Les maladies neuro-dégénératives, comme la maladie de Parkinson. Grâce à l’imagerie, on pourra implanter de petites électrodes dans le cerveau afin de diminuer les tremblements. Les objets connectés de manière générale seront utiles pour aider les malades chroniques à gérer de façon autonome leur maladie. Pour le diabète, on peut imaginer des appareils implantables délivrant de l’insuline avant que la personne ne fasse un malaise. On passe progressivement de l’homme réparé à l’homme augmenté.
Watson est capable de gérer des quantités infinies de données. Se dirige-t-on vers une globalisation de la médecine?
Oui. On va rompre avec la solidarité qui existe aujourd’hui entre les malades et les bien portants. Il va y avoir une globalisation des maladies. C’est le côté planétaire qui va primer. Si on prend l’exemple du diabète, chaque malade va investir dans sa propre maladie, à l’échelle mondiale. La notion même de pays va exploser. Nous serons à la fois connectés au global, mais rattachés aux régions, qui vont se renforcer. Car grâce à Watson, on pourra compiler des données médicales plus locales, où on tient compte de la culture, de l’environnement et des habitudes du patient.
Y a-t-il aussi des enjeux sur le plan pharmaceutique?
Oui. Les relations entre l’industrie du médicament, du matériel et le patient vont changer. On va même assister à l’explosion du système de la pharmaceutique.
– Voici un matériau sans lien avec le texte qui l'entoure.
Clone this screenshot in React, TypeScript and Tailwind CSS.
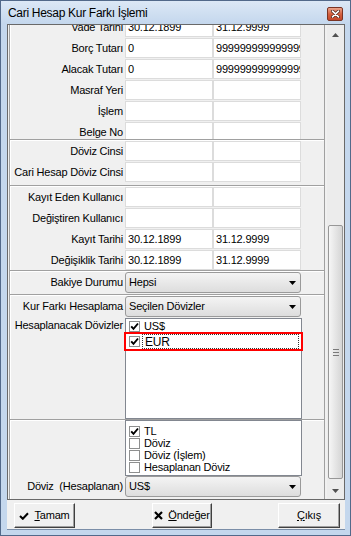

Pour la première fois, la Food and Drug Administration (FDA) aux Etats-Unis a autorisé l’impression 3D d’un médicament antiépileptique directement par le pharmacien qui va le créer en fonction d’un patient particulier, de son poids, du dosage prescrit, etc. A terme, le patient recevra le principe actif sous forme de poudre et pourra imprimer sa pilule à domicile. Des pans entiers de spécialités vont disparaître. Les biologistes deviendront inutiles, les laboratoires deviendront de grandes usines à traiter des résultats. L’échographe, le stéthoscope du XXIe siècle, seront de la taille d’un smartphone.
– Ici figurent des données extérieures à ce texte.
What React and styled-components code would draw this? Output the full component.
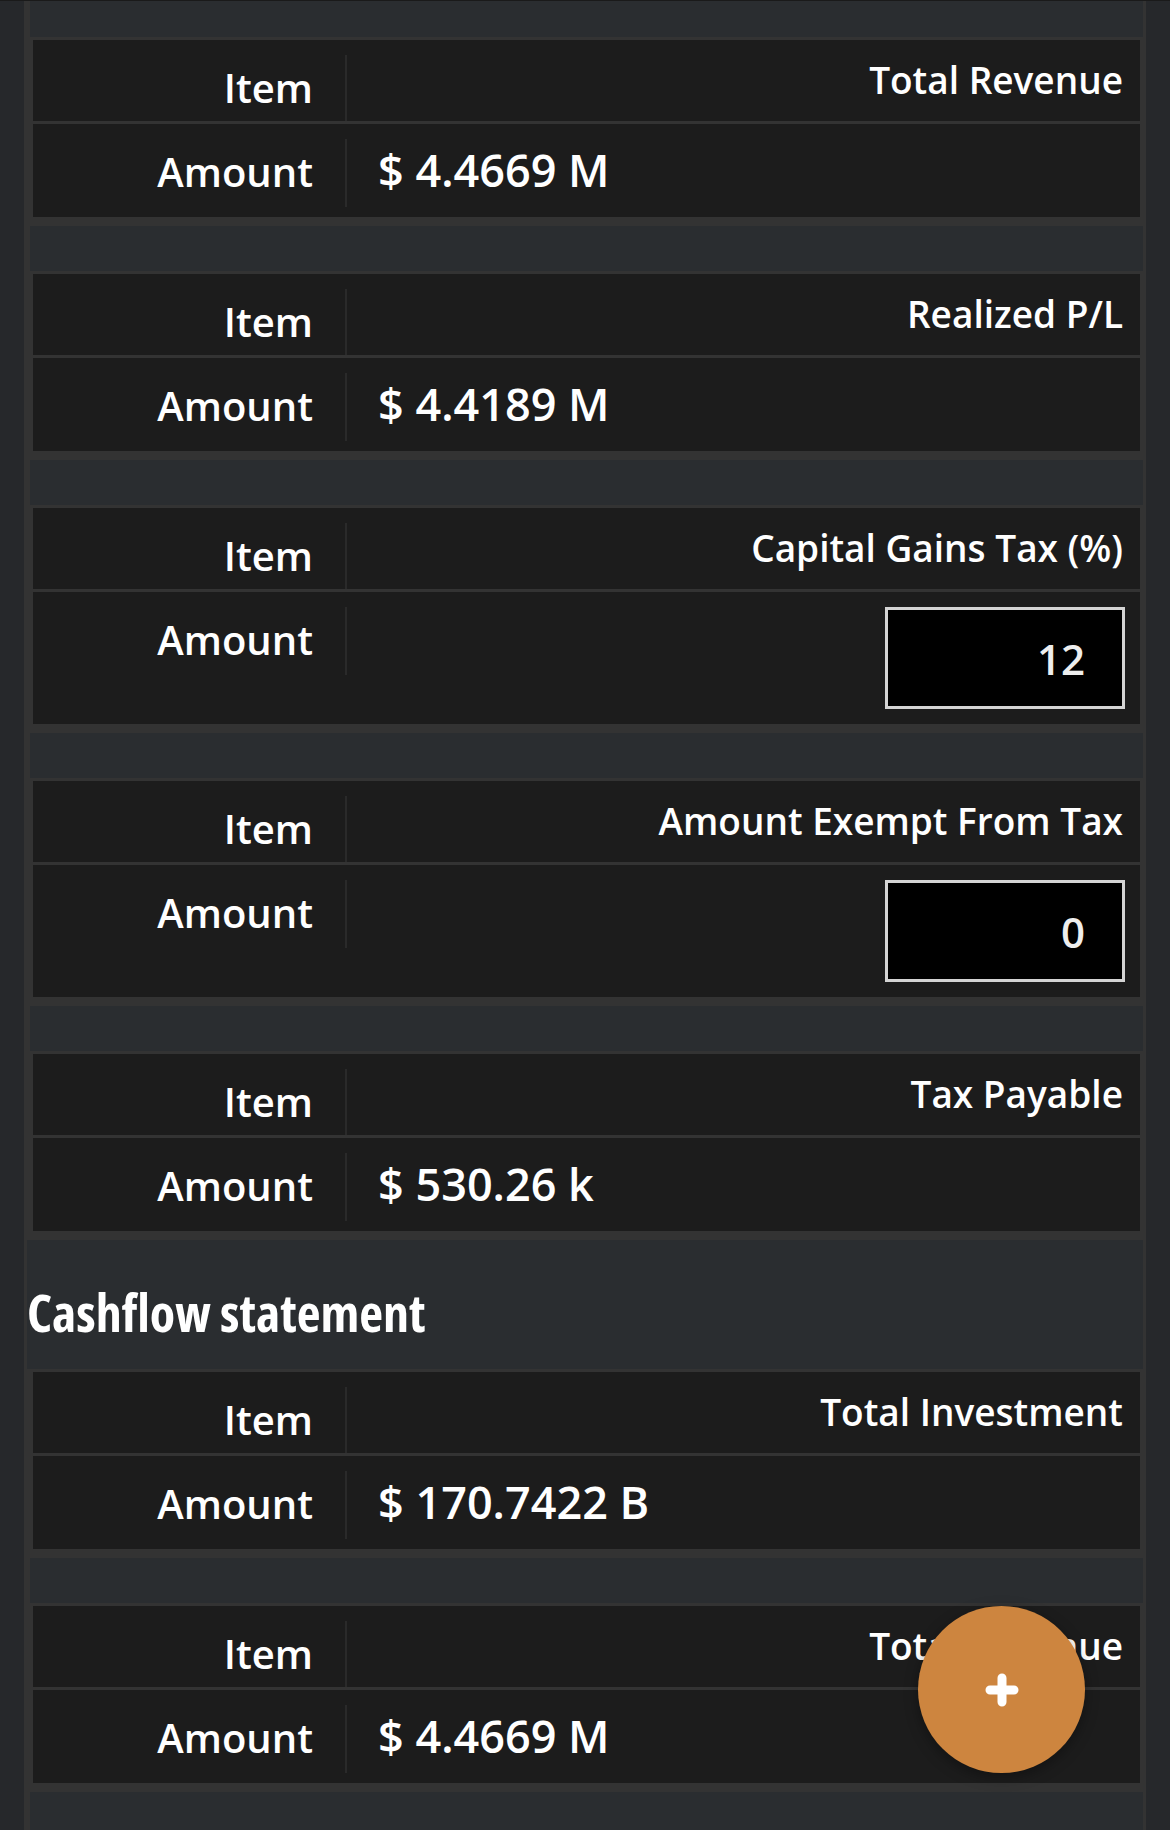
import React from "react";
import styled, { createGlobalStyle } from "styled-components";

const GlobalStyle = createGlobalStyle`
  * {
    box-sizing: border-box;
  }
  body {
    margin: 0;
    background: #26282b;
    font-family: "Open Sans", "Liberation Sans", sans-serif;
    color: #fff;
  }
`;

const Page = styled.div`
  border-top: 1px solid #1a1a1a;
  min-height: 1830px;
`;

const Panel = styled.main`
  margin: 0 24px;
  border-left: 6px solid #333;
  border-right: 3px solid #333;
  background: #2a2d30;
  padding: 36px 0 45px;
  min-height: 1829px;
`;

const Stack = styled.div`
  display: flex;
  flex-direction: column;
  gap: 45px;
`;

const Card = styled.section`
  background: #333;
  padding: 3px 3px 9px;
  display: flex;
  flex-direction: column;
  gap: 3px;
`;

const Row = styled.div`
  display: flex;
  align-items: flex-start;
  background: #1c1c1c;
  min-height: ${(props) => (props.$head ? "81px" : "93px")};
`;

const Label = styled.div`
  flex: none;
  width: 314px;
  height: ${(props) => (props.$head ? "66px" : "68px")};
  margin-top: 15px;
  padding: 6px 32px 0 0;
  border-right: 2px solid #2a2a2a;
  text-align: right;
  font-size: 40px;
  font-weight: 600;
  line-height: 53px;
`;

const Title = styled.div`
  flex: 1;
  padding: 13px 17px 0;
  text-align: right;
  font-size: 37px;
  font-weight: 600;
  line-height: 53px;
`;

const Value = styled.div`
  flex: 1;
  padding: 15px 17px 0 31px;
  font-size: 45px;
  font-weight: 600;
  line-height: 61px;
`;

const InputCell = styled.div`
  flex: 1;
  display: flex;
  justify-content: flex-end;
  padding: 15px;
`;

const NumberInput = styled.input`
  width: 240px;
  height: 102px;
  border: 3px solid #d4d4d4;
  background: #000;
  color: #eee;
  font-family: "Open Sans", "Liberation Sans", sans-serif;
  font-size: 42px;
  font-weight: 600;
  text-align: right;
  padding: 0 37px 0 10px;
  outline: none;
  border-radius: 0;
`;

const Heading = styled.h2`
  margin: 0 0 0 -3px;
  padding: 36px 0 21px;
  background: #2a2d30;
  font-size: 52px;
  font-weight: 700;
  font-stretch: 75%;
  line-height: 72px;
  color: #fff;
`;

const Fab = styled.button`
  position: fixed;
  right: 85px;
  bottom: 57px;
  width: 167px;
  height: 167px;
  border: none;
  border-radius: 50%;
  background: #cd853f;
  box-shadow: 0 4px 14px rgba(0, 0, 0, 0.35);
  display: flex;
  align-items: center;
  justify-content: center;
  padding: 0;
  cursor: pointer;
`;

const income = [
  { title: "Total Revenue", value: "$ 4.4669 M" },
  { title: "Realized P/L", value: "$ 4.4189 M" },
  { title: "Capital Gains Tax (%)", input: "12" },
  { title: "Amount Exempt From Tax", input: "0" },
  { title: "Tax Payable", value: "$ 530.26 k" },
];

const cashflow = [
  { title: "Total Investment", value: "$ 170.7422 B" },
  { title: "Total Revenue", value: "$ 4.4669 M" },
];

function StatementCard({ title, value, input }) {
  return (
    <Card>
      <Row $head>
        <Label $head>Item</Label>
        <Title>{title}</Title>
      </Row>
      <Row>
        <Label>Amount</Label>
        {input !== undefined ? (
          <InputCell>
            <NumberInput type="text" defaultValue={input} />
          </InputCell>
        ) : (
          <Value>{value}</Value>
        )}
      </Row>
    </Card>
  );
}

function PlusIcon() {
  return (
    <svg width="34" height="34" viewBox="0 0 34 34">
      <path
        d="M17 5v24M5 17h24"
        stroke="#fff"
        strokeWidth="9"
        strokeLinecap="round"
        fill="none"
      />
    </svg>
  );
}

export default function App() {
  return (
    <Page>
      <GlobalStyle />
      <Panel>
        <Stack>
          {income.map((item) => (
            <StatementCard key={item.title} {...item} />
          ))}
        </Stack>
        <Heading>Cashflow statement</Heading>
        <Stack>
          {cashflow.map((item) => (
            <StatementCard key={item.title} {...item} />
          ))}
        </Stack>
      </Panel>
      <Fab aria-label="Add">
        <PlusIcon />
      </Fab>
    </Page>
  );
}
Comment réagit le monde médical aux visions que vous nous présentez?
Il y a 10 ans, je me faisais siffler. Mais comme ce que je décris touche désormais tous les domaines, les gens commencent à y croire. Les étudiants en médecine sont très connectés aujourd’hui, et sont donc très ouverts. Nous avons par contre un grand travail à mener auprès des politiques à qui nous devrons expliquer comment tout va changer.
Sera-t-il difficile d’intégrer ces nouvelles technologies dans l’univers des patients?
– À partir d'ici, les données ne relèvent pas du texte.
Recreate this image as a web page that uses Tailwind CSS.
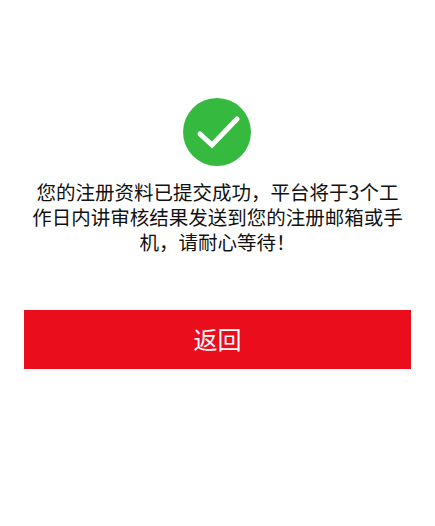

Non. Les patients sont très ouverts, par exemple dans la délégation de certaines tâches du médecin aux infirmières. Ils comprennent que ce n’est pas seulement le médecin qui les prend en charge, mais toute une chaîne. La machine intervient comme une aide à l’humain, qui demeure présent pour conseiller, rassurer et qui engage sa responsabilité. La consultation avec le médecin lui-même s’en trouve plus intense et plus resserrée. Les gens ont par ailleurs l’habitude d’être confrontés à des machines au quotidien. Quand vous téléphonez et que vous devez taper «1» ou «2», vous parlez à un ordinateur, il n’y a personne au bout du fil.
Quelles questions éthiques le recours à l’intelligence artificielle et aux immenses bases de données soulève-t-il?
Nous sommes effectivement confrontés à de nouvelles questions, sur la diffusion des données médicales du patient, sur le maintien du secret médical, sur la possibilité non plus seulement de réparer l’homme, mais de pouvoir l’«augmenter».
Peut-on attendre un impact positif sur les coûts de la santé?
C’est une question très compliquée. Les innovations ont un coût très élevé jusqu’à ce qu’elles deviennent une tradition. Les coûts baissent au fur et à mesure de l’industrialisation et de la concurrence. Mais on est des pays riches, on trouvera des financements. Si nos pays ont du mal à décrocher de leur histoire, les pays émergents vont directement passer à ces technologies.